I use an old metal oil filler cap into which i soldered a short length
of 1/4 inch copper tube. Then i get about two feet of clear tygon PVC
hose, and slip that over the copper tube. Next, i make a U-shape with
one foot of the hose on the other end, and hold it on a paint stirring
stick with two elastic bands. Now i have a make shift U-tube manometer.
After adding some water to about half way in the U-tube, i can measure
vacuum in inches of water when i attach the oil filler cap to the
running engine. You can hang the manometer on a piece of wire on the
hood. The vacuum you will see should be somewhere between 0.2 to 0.5
inches of water. There is no danger of sucking water into the engine.

5) The injectors rarely need cleaning. In the 10 years i have run the
240 sedan, i have never noticed a problem.

6) The O2 sensor should be ok, as no codes were set. When that sensor
fails, the engine will run in another "limp mode" with an extremely rich
mixture. I have replaced the sensor twice in 10 years. Next time i
will buy a generic Bosch one, not a Volvo brand as they cost too much.

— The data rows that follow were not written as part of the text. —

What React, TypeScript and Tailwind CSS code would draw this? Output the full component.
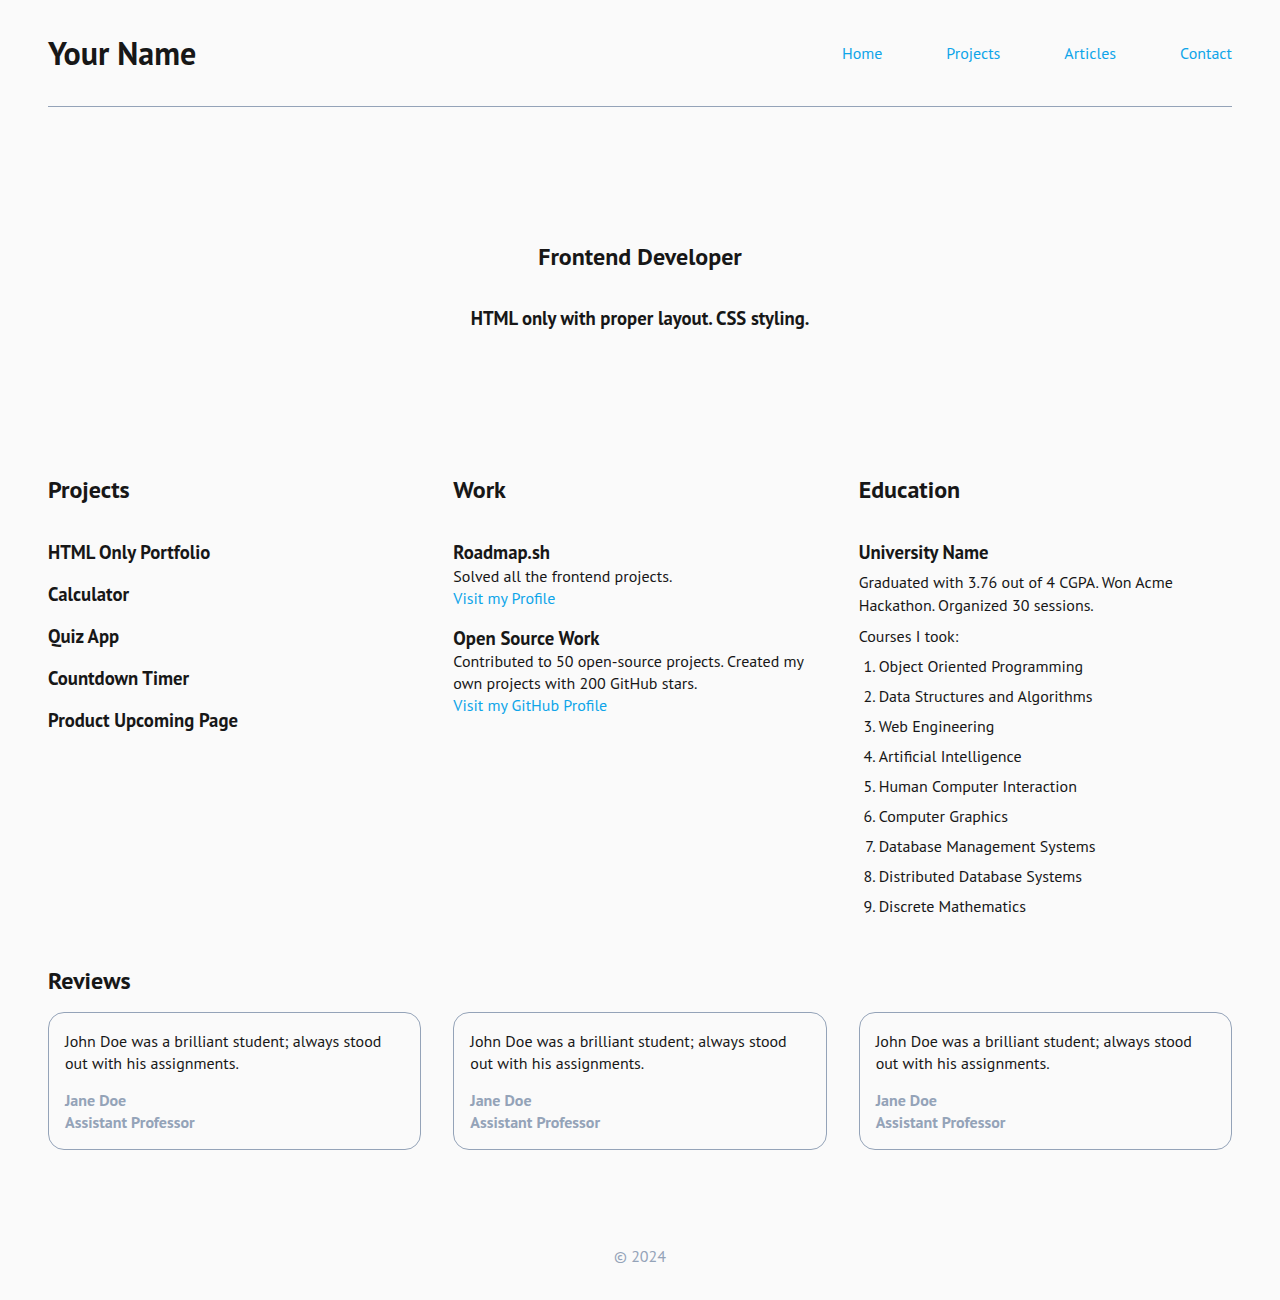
import React from "react";

const font = { fontFamily: '"PT Sans", Lato, "Liberation Sans", sans-serif' };

const projects = ["HTML Only Portfolio", "Calculator", "Quiz App", "Countdown Timer", "Product Upcoming Page"];
const courses = [
  "Object Oriented Programming",
  "Data Structures and Algorithms",
  "Web Engineering",
  "Artificial Intelligence",
  "Human Computer Interaction",
  "Computer Graphics",
  "Database Management Systems",
  "Distributed Database Systems",
  "Discrete Mathematics",
];

function Review() {
  return (
    <div className="rounded-2xl border border-[#94a3b8] px-4 pt-[17px] pb-[16px]">
      <p className="text-[16px] leading-[22px] text-[#171717]">
        John Doe was a brilliant student; always stood out with his assignments.
      </p>
      <div className="mt-[15px] text-[16px] font-bold leading-[22px] text-[#94a3b8]">
        <div>Jane Doe</div>
        <div>Assistant Professor</div>
      </div>
    </div>
  );
}

export default function App() {
  return (
    <div className="min-h-[1300px] bg-[#fafafa] text-[#171717]" style={font}>
      <div className="mx-auto max-w-[1280px] px-12">
        <header className="flex items-center justify-between border-b border-[#94a3b8] pt-8 pb-8">
          <h1 className="text-[32px] font-bold leading-[42px]">Your Name</h1>
          <nav className="flex gap-16 text-[16px] leading-[22px] text-[#0ea5e9]">
            <a>Home</a>
            <a>Projects</a>
            <a>Articles</a>
            <a>Contact</a>
          </nav>
        </header>

        <section className="flex flex-col items-center pt-[134px]">
          <h2 className="text-[24px] font-bold leading-[32px]">Frontend Developer</h2>
          <p className="mt-[33px] text-[18.72px] font-bold leading-[24px]">HTML only with proper layout. CSS styling.</p>
        </section>

        <section className="mt-[144px] grid grid-cols-3 gap-8">
          <div>
            <h2 className="text-[24px] font-bold leading-[32px]">Projects</h2>
            <ul className="mt-[34px] flex flex-col gap-[18px]">
              {projects.map((p) => (
                <li key={p} className="text-[18.72px] font-bold leading-[24px]">{p}</li>
              ))}
            </ul>
          </div>
          <div>
            <h2 className="text-[24px] font-bold leading-[32px]">Work</h2>
            <div className="mt-[34px]">
              <h3 className="text-[18.72px] font-bold leading-[24px]">Roadmap.sh</h3>
              <p className="mt-[1px] text-[16px] leading-[22px]">Solved all the frontend projects.</p>
              <a className="block text-[16px] leading-[22px] text-[#0ea5e9]">Visit my Profile</a>
            </div>
            <div className="mt-[17px]">
              <h3 className="text-[18.72px] font-bold leading-[24px]">Open Source Work</h3>
              <p className="text-[16px] leading-[22px]">
                Contributed to 50 open-source projects. Created my own projects with 200 GitHub stars.
              </p>
              <a className="block text-[16px] leading-[22px] text-[#0ea5e9]">Visit my GitHub Profile</a>
            </div>
          </div>
          <div>
            <h2 className="text-[24px] font-bold leading-[32px]">Education</h2>
            <h3 className="mt-[34px] text-[18.72px] font-bold leading-[24px]">University Name</h3>
            <p className="mt-[7px] text-[16px] leading-[23px]">
              Graduated with 3.76 out of 4 CGPA. Won Acme Hackathon. Organized 30 sessions.
            </p>
            <p className="mt-[8px] text-[16px] leading-[22px]">Courses I took:</p>
            <ol className="mt-[8px] flex list-decimal flex-col gap-[8px] pl-5 text-[16px] leading-[22px]">
              {courses.map((c) => (
                <li key={c}>{c}</li>
              ))}
            </ol>
          </div>
        </section>

        <section className="mt-[48px]">
          <h2 className="text-[24px] font-bold leading-[32px]">Reviews</h2>
          <div className="mt-[15px] grid grid-cols-3 gap-8">
            <Review />
            <Review />
            <Review />
          </div>
        </section>

        <footer className="pt-[95px] pb-[32px] text-center text-[16px] leading-[22px] text-[#94a3b8]">© 2024</footer>
      </div>
    </div>
  );
}
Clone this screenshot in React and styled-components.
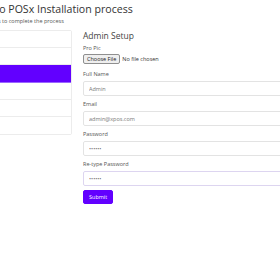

7) I can't remember if the 1989/1990 models have a vacuum line to the
ignition computer or the ECU. The 1986 model has a line to the ignition
computer mounted next to the window washer fluid reservoir. Perhaps
someone else cares to comment on the presence or absence of vacuum
advance on 1989/1990+ years of 240 Volvos ?

/ JCH
 
jch said:
What is an IAC valve? Idle control motor/valve?
Yes...

More details- I am getting a 121 error- bad signal to/from Air Mass
Meter. I visually examined the wires at the connector at the AMM
(pulled back the boot) and they seem ok, but will investigate further.
I have messed with it a few times, clered the code, but it keeps
posting it. I am currently looking for a used AMM to see if that is
indeed the problem.

Here's the odd thing- the Bentley manual states that the "Check
Engine" light should illuminate for an AMM fault, but the lamp does
not illuminate. The lamp IS illuminated when the key is in PII with
engine off though, so I know the lamp is good.
1) Pull throttle body, clean (with lacquer thinner), and reinstall.
I did that this morning. Removed throttle body, removed the the
postion switch and cleaned the body and blew it out with compressed
air. Is running a bit smoother now, but as mentioned aboe, still
getting error from AMM.

I also adjusted the throttle cable, and the stop (idle) screw on the
throttle body as per the manual.
While you have the throttle body on
the bench, you may consider applying the improvement listed in the
following URL: http://www3.bc.sympatico.ca/Volvo_Books/maint3.html.
Too late, but it is bookmarked and will be considered.
2) Poor AMM contacts usually cause the car to go into "limp mode", and
you will know that for sure because the engine won't rev over 3,000 rpm
and have little power. Cleaning AMM contacts is always a good policy
and i do this at a 6 month interval.
I did clean those up, and they look shiney, and the car has good
top-end power- just a bit weak and hesitant off-idle until about
1500-2000 RPM, as a guestimate. Easily runs over 3000 RPM without
difficulty.
3) Check that the idle control motor is actually working. It should hum
with engine idling.
When disconnected the motor immediately quits, so I assume that it is
working... Is that a correct assumption?
Use the old "screwdriver handle to the ear" trick
to act as a stethoscope. Pull the idle control motor, and clean it
thoroughly. I recall that both devices on my 1989 sedan were filthy
about 3 years ago.
I will be pulling the Idle Control Motor for a cleaning tomorrow.
4) I assume that you replaced the plastic fire screen in the PCV tube,
and that you cleaned the small orifice in the brass vacuum fitting on
the manifold?
I did check and clean the flame trap a couple of weeks ago, and it was
not that bad. I will check all the manifold fittings as well.
By the way, i liked your description of "measuring" the
vacuum in the engine using a chunk of oil coated plexi-glass on top of
the oil filler opening.
Mine is showing vacuum at the cap (holds the cap on with a little
suction force when it is loosened).
I use an old metal oil filler cap into which i soldered a short length
of 1/4 inch copper tube. Then i get about two feet of clear tygon PVC
hose, and slip that over the copper tube. Next, i make a U-shape with
one foot of the hose on the other end, and hold it on a paint stirring
stick with two elastic bands. Now i have a make shift U-tube manometer.
After adding some water to about half way in the U-tube, i can measure
vacuum in inches of water when i attach the oil filler cap to the
running engine. You can hang the manometer on a piece of wire on the
hood. The vacuum you will see should be somewhere between 0.2 to 0.5
inches of water. There is no danger of sucking water into the engine.
I have an old mercury carb synchronizer for the BMW I can use.

5) The injectors rarely need cleaning. In the 10 years i have run the
240 sedan, i have never noticed a problem.
Nice to know. But with California gas being what it has been... I do
run only quality, nam-brand gas in it.

With all that done it is better, but not right yet.

Thanks for the reply and I will post to the thread as I get further.